Just don't get complacent and leave the dog in there, where you are actually relying on the air conditioning -- many police dogs have lost their lives that way.


----------



## TheNoob (Feb 3, 2012)

Thanks you guys  I never leave him for longer than a couple of minutes, and I always make sure I can see the car. I never realized how many risks there were, so I will definitely use caution to make sure he is okay. Thanks for your responses


----------



## lisgje (Sep 3, 2010)

Occasionally this summer I stopped at the liquor store on my way home with Chance in the back from doggie day care. I locked the truck, cranked the AC. I could see him the whole time and NO ONE has ever even approached my vehicle with him in it! Only did that twice this summer.


----------



## Chuck06 (Dec 28, 2011)

No!!!!!!
Although, I supose it depends where you live.
But I live in a large city where the heat is a killer.
Regardless, of what you feel. If the Temps are hot enough to run the AC to make YOU comfortable!! The dog is even HOTTER!
It is probably not a good idea to leave the pup inside the car.
Here in Phoenix, people have locked themselves out of the car and have had to contact the local Fire dept. to rescue the dog. 
Uber Panic Time for the owner!!
Nine times out of ten nothing bad happens.
But do you want to risk it?

I look at it this way. I wouldn't leave my grandson in the car unattended. With the AC on even though I could see him and thought he was ok. So I wouldn't do it to my PUP!!

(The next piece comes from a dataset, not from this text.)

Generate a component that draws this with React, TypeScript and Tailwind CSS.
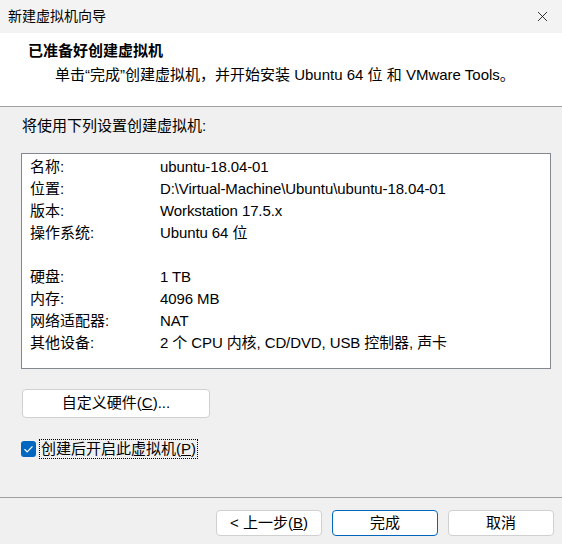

What you did was probably O.K.

I'm just not comfortable doing that where I live!


----------



## doggiedad (Dec 2, 2007)

is your dog protective? someone could steal your car with
your dog in it? what if the car stalls? try not to put your
dog in a situation where you have to leave him in the car
unattended.


----------



## doggiedad (Dec 2, 2007)

sounds like you still want to leave your dog in the car.



TheNoob said:


> Thanks you guys  I never leave him for longer than a couple of minutes, and I always make sure I can see the car. I never realized how many risks there were,
> 
> >>>> so I will definitely use caution to make sure he is okay.<<<<
> 
> Thanks for your responses


----------



## I_LOVE_MY_MIKKO (Oct 4, 2006)

I do this if I know I will really only be a few minutes. I have a newer car-there's really no reason it shouldn't be able to sit on for a few minutes-I do it all the time when my husband runs into the store and I wait with Mikko with the car running. Otherwise, If I'm by myself I have two keys and lock the doors.


----------



## grettasmom (Apr 29, 2012)

A few weeks ago we went to a children's museum in St Louis. We parked next to a large SUV which was running with two small dogs in it. When we returned to the parking lot 3 hrs later, the car was still there and still running and still with the two small dogs watching us from the front seat! 1. How do they afford the gas to do this? 2. I would be terrified that someone would steal car, dogs and all! 3. What if car overheated and no one was there to take care of it? If engine died, the car could get above 100 degrees in a few min! Maybe they were coming out and checking on the dogs and we didn't see them but...


----------



## TheNoob (Feb 3, 2012)

doggiedad said:


> sounds like you still want to leave your dog in the car.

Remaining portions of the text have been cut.